» Directive: Return a copy of each line that holds the string "page".

» Data segment:

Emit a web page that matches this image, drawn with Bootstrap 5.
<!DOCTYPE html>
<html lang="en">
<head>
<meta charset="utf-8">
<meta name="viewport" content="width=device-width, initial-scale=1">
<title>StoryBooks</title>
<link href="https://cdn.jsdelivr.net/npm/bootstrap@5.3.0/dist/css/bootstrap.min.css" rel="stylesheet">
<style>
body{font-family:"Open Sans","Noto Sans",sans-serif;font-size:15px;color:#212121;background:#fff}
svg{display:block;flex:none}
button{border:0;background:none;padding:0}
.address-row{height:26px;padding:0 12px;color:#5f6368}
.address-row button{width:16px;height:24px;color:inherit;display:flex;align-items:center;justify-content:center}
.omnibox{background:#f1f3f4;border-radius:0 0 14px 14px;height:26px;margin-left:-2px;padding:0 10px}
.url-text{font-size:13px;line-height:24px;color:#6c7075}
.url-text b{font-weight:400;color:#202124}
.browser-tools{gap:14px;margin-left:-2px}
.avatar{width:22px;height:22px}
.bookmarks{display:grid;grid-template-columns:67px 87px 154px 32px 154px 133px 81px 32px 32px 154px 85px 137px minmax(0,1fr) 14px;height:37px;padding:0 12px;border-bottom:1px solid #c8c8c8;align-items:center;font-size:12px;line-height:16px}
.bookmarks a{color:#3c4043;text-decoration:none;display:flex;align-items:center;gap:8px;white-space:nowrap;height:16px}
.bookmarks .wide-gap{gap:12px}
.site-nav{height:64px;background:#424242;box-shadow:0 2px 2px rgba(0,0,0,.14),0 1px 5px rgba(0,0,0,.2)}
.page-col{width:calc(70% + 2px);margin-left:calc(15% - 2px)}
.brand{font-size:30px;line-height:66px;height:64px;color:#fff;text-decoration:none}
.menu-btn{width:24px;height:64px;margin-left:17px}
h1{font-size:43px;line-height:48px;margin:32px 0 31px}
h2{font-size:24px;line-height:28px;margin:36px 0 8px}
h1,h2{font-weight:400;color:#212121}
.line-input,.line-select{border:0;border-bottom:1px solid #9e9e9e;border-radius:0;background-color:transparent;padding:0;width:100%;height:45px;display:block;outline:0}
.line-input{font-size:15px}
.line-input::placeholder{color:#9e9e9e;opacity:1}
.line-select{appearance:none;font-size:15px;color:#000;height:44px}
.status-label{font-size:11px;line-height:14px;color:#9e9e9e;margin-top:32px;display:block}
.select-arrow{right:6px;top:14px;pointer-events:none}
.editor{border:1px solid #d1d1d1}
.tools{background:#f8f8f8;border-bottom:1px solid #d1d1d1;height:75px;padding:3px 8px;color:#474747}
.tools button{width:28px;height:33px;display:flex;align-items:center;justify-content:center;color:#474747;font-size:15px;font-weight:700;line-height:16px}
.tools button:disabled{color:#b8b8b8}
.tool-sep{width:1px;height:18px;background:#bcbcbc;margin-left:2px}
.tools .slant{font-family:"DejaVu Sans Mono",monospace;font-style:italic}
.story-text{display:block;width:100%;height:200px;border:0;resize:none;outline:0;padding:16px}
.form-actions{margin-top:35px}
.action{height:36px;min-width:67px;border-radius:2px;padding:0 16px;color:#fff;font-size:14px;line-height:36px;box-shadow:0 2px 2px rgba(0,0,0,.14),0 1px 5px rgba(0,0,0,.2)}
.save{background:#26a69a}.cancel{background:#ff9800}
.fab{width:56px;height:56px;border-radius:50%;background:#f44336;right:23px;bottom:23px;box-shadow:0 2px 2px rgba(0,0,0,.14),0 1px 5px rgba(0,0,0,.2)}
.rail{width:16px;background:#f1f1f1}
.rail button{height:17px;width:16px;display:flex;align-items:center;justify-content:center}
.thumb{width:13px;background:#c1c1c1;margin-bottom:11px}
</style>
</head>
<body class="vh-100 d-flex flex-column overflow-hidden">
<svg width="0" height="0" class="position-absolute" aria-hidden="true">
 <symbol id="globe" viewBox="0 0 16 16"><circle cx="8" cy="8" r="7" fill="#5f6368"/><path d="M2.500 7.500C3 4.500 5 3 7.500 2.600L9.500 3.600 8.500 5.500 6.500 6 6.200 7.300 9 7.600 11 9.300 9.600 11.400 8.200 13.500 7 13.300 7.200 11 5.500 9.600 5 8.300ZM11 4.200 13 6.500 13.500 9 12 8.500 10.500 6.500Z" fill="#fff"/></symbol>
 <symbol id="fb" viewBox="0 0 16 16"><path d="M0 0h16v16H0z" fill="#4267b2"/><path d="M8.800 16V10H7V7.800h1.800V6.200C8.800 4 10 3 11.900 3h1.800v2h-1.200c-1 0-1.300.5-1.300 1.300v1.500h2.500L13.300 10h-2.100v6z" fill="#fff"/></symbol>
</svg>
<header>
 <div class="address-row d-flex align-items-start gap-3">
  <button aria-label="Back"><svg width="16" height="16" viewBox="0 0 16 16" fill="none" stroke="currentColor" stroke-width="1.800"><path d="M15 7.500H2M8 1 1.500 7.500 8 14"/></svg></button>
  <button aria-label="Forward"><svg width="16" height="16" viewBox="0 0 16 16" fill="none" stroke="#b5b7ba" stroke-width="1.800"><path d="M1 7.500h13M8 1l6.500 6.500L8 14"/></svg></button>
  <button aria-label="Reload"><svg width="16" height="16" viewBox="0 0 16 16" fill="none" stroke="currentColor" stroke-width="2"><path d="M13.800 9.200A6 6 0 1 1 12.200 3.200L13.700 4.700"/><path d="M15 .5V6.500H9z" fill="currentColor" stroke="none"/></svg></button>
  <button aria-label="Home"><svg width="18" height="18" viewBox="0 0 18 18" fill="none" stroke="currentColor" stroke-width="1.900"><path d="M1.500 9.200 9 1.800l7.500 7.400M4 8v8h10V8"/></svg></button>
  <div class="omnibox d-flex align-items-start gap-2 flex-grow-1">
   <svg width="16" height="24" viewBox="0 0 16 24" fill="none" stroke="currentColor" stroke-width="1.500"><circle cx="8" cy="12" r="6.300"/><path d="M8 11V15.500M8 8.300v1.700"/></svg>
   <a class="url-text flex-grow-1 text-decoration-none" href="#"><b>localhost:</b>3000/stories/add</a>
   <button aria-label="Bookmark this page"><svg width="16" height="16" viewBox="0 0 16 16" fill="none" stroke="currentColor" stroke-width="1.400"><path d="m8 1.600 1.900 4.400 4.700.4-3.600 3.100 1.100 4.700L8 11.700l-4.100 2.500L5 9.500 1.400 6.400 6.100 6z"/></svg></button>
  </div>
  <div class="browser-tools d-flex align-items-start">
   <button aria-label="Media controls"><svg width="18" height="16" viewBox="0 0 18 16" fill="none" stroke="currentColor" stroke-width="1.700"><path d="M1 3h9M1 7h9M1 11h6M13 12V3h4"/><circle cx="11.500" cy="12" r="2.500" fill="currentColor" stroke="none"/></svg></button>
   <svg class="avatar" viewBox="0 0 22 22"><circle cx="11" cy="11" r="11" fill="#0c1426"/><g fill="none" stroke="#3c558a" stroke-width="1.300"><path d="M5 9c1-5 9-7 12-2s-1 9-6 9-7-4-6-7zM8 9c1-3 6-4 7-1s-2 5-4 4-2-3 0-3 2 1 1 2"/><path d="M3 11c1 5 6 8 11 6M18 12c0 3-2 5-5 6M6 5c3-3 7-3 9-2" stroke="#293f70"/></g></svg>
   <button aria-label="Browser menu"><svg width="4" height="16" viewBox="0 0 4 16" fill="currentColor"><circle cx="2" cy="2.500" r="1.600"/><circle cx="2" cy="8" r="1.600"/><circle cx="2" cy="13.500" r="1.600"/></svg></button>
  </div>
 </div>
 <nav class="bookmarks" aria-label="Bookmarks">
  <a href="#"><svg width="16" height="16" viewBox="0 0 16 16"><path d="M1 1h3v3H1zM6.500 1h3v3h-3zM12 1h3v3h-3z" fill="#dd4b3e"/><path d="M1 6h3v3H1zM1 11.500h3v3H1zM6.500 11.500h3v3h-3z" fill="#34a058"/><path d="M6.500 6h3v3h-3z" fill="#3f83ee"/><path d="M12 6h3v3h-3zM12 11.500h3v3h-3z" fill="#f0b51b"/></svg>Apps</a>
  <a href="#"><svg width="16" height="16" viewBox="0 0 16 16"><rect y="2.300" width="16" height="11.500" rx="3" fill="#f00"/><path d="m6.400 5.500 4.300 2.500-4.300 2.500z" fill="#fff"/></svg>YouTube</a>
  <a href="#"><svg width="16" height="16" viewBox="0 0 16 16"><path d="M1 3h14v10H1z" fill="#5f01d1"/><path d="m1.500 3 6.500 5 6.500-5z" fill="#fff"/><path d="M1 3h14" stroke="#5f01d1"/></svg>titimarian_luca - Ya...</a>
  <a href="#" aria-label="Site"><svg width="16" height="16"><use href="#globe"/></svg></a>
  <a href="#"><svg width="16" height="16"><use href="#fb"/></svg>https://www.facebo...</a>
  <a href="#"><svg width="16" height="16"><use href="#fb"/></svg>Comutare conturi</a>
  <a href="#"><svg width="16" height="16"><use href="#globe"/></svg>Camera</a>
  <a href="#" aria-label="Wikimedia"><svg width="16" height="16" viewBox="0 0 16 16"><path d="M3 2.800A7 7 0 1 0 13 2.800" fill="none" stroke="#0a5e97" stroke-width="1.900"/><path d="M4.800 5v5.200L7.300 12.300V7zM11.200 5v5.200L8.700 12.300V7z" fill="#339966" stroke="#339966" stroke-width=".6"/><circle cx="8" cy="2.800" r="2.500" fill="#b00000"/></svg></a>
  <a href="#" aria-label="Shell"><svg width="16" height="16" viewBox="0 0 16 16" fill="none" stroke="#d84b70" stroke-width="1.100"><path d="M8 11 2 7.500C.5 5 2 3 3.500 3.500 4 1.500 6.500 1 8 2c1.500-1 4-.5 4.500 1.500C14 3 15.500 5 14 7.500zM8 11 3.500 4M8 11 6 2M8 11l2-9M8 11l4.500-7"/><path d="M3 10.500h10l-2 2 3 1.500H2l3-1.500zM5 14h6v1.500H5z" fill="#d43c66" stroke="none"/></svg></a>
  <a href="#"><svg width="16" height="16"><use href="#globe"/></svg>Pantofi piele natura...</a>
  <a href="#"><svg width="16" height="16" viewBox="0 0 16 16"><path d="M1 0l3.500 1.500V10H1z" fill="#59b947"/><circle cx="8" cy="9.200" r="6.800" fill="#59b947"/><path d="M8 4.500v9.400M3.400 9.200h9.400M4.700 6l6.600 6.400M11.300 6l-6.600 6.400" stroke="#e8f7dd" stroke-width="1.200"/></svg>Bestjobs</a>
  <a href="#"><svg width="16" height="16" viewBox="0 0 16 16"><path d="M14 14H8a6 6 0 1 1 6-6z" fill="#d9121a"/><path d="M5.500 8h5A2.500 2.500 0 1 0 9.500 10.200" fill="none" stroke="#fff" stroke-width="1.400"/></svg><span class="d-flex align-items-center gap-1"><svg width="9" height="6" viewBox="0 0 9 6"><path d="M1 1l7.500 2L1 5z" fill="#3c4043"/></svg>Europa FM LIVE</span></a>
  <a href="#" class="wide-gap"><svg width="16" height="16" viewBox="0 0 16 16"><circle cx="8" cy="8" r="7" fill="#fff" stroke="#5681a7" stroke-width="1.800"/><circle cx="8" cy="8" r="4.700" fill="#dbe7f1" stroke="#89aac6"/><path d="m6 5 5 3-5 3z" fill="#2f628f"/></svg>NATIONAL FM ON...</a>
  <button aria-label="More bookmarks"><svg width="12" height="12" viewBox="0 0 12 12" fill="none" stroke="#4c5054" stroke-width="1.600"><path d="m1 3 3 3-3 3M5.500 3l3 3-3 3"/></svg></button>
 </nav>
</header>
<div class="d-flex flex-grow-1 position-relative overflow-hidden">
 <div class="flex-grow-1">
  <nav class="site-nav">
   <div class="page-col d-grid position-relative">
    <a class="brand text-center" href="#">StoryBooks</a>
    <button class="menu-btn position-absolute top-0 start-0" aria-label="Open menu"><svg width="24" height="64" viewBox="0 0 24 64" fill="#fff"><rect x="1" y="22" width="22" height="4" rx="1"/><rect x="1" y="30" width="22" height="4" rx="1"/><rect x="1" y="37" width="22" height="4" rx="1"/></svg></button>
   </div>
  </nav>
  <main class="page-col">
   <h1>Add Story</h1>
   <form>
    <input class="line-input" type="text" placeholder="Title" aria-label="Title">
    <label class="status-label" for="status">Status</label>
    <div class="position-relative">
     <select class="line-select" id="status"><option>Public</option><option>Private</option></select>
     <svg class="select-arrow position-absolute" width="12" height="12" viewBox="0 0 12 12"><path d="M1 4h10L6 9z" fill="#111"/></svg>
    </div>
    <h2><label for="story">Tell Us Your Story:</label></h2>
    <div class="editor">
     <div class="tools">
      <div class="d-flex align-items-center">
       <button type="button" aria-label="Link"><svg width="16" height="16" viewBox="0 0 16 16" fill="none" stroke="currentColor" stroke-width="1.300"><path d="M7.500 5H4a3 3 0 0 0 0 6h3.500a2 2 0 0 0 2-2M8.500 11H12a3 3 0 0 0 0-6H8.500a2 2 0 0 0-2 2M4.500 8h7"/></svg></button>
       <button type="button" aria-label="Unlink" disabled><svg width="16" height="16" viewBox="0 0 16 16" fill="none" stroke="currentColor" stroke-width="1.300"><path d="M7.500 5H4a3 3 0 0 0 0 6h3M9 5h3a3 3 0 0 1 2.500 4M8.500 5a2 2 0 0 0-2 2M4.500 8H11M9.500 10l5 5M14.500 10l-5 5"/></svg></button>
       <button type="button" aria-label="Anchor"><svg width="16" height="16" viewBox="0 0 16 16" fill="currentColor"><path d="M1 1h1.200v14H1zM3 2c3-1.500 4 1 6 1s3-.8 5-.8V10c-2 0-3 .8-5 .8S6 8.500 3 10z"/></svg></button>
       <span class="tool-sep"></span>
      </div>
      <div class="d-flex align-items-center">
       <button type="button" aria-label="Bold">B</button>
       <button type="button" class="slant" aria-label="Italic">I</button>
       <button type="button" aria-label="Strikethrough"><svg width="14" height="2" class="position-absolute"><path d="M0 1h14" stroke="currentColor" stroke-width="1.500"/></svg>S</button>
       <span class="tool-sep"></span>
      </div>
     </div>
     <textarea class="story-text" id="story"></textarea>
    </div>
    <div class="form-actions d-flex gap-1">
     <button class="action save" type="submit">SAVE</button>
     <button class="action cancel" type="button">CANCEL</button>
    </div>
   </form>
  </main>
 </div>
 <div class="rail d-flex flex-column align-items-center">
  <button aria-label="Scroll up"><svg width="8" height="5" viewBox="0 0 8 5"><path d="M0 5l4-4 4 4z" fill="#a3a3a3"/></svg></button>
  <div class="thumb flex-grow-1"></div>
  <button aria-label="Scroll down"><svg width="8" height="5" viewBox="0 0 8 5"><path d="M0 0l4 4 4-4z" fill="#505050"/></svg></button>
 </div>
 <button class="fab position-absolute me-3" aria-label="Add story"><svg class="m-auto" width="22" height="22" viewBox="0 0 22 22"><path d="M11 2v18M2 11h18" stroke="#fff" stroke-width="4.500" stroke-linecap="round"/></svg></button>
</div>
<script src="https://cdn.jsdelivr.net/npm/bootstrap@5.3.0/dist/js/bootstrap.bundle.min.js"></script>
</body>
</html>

» Solution below:
Emit a web page that matches this image, drawn with Bootstrap 5.
.page-col{width:calc(70% + 2px);margin-left:calc(15% - 2px)}
   <button aria-label="Bookmark this page"><svg width="16" height="16" viewBox="0 0 16 16" fill="none" stroke="currentColor" stroke-width="1.400"><path d="m8 1.600 1.900 4.400 4.700.4-3.600 3.100 1.100 4.700L8 11.700l-4.100 2.500L5 9.500 1.400 6.400 6.100 6z"/></svg></button>
   <div class="page-col d-grid position-relative">
  <main class="page-col">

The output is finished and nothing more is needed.